In order for the Uniform Commercial Code to apply to farmers, there is an important thing that must be proved. That is that the parties have met the threshold for being considered merchants. As it can be seen in the Phillip Wendling case, they both were merchants as they fell within the definition in the UCC. Having been a stockman and farmer in the Harvey County, he can be held to have knowledge peculiar to farming. This implies that he was well versed with the trade practices in farming and stocking. Mr. Puls on the other side is said to be an active cattle buyer in the area and the fact that they met in the right forum meant they both were accustomed to the farming activities.
A good case law whereby the defendant claimed he was not a merchant as per the Uniform Commercial Code is in the case of a 1977 case. Referring the case of Nelson v. Union Equity Cooperative Exchange 548 S.W.2d 352 (Tex. 1977) presents a scenario whereby a seller was found liable after failing to deliver wheat at a future date as agreed. He claimed he could not be bound by the agreement as he was not a merchant in the first place and also claimed that he had not signed the agreement. The Court disagreed with him and stated that he had a reasonable timeframe to reject the agreement of which he did not hence liability. Also, in this case, it was held that he was a merchant as he had met some of the principles developed by Courts to determine how long someone should have been in the trade to be said to have been a longtime merchant a principle that was in agreement with Dolan (1977) when he posited that courts ought not look at strict wording of the Codes when determining liability.
Therefore, the two qualified to be merchants hence Article 2-104 is applicable to both parties. Further, even if Puls were not a direct merchant, the fact that he represented Mr. Watson would still make him and the third respondent liable or bound by any commercial agreement they make. Further, their actions satisfy the provisions of sections 1-104 of the Uniform Commercial Code as they all had some kind of specialty in the cattle business.
Another requirement for a valid contract or agreement is that of both parties agreeing to the terms or just to the subject in question as reiterated by Gillette and Walt, (2016). This is also provided under Article 2 on “Formation in General.” The case meets the formation requirement by virtue of Mr. Wendling agreeing to sell a certain number of cattle heads to the defendants after negotiations. It can be seen that Wendling offered to sell and Puls and Watson accepted when they went on to pay partly as they waited for the full completion of the contract.
Also, contracts or rather, agreements may be made for a fulfillment of an instant transaction or a future delivery or transaction as stated in Section 2-106(1). Under 2-309(1) of the Uniform Commercial Code, agreements without time limits for fulfillment are provided for. The preceding type of agreements can only be considered revoked after expiry of reasonable time. However, where there is a time specification as in this case, a revocation ought to have been made within the time frame in the agreement according to Section 2-201(2). The defendants refused to revoke the agreement within the limits set by the oral agreement. Therefore the two defendants would be held to be in breach of the contract as they failed to revoke the contract before the timelines expired.
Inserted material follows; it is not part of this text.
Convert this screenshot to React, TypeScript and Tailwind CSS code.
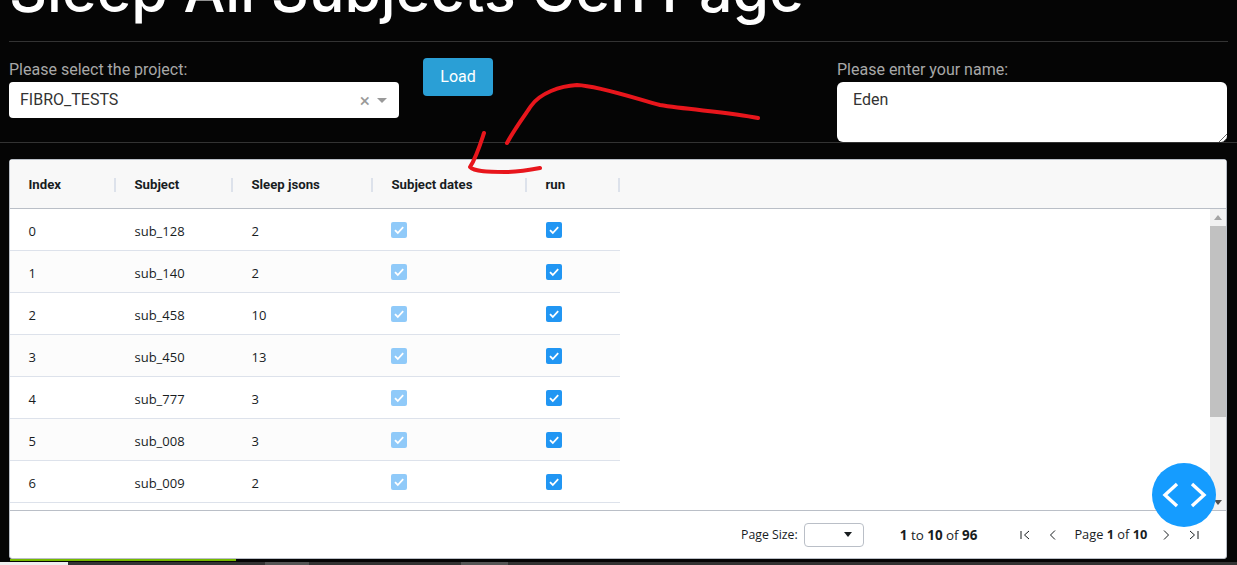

In the case of Currituck Grain, Inc. v. Powell 38 N.C. App. 7, 246 S.E.2d 843 (1978), there was a related scenario. After holding that both parties were merchants under the provisions of Article 2-201(2), it was established that both were bound by the contract hence could enforce from their side if one party failed to play his part according to the contractual agreement.
In conclusion, it would be the plaintiff Mr. Wendling who should get remedy for breach of contract by Puls and Watson. According to what transpired, it can be conclusively held that there was an agreement between two merchants. As such, once the agreement was made, it was irrelevant that the defendant had not signed any release document that the plaintiff sought signatories. Further, there was a loss on the plaintiff’s side and it would be prudent to restore him to the position he would have been in had the agreement been performed to completion. The parties qualify under the Code as merchants, they agreed to a commercial transaction and ultimately were expected to meet their obligations failure to which they were to accept responsibility hence liability for any form of damages as dictated by the Uniform Commercial Code provisions.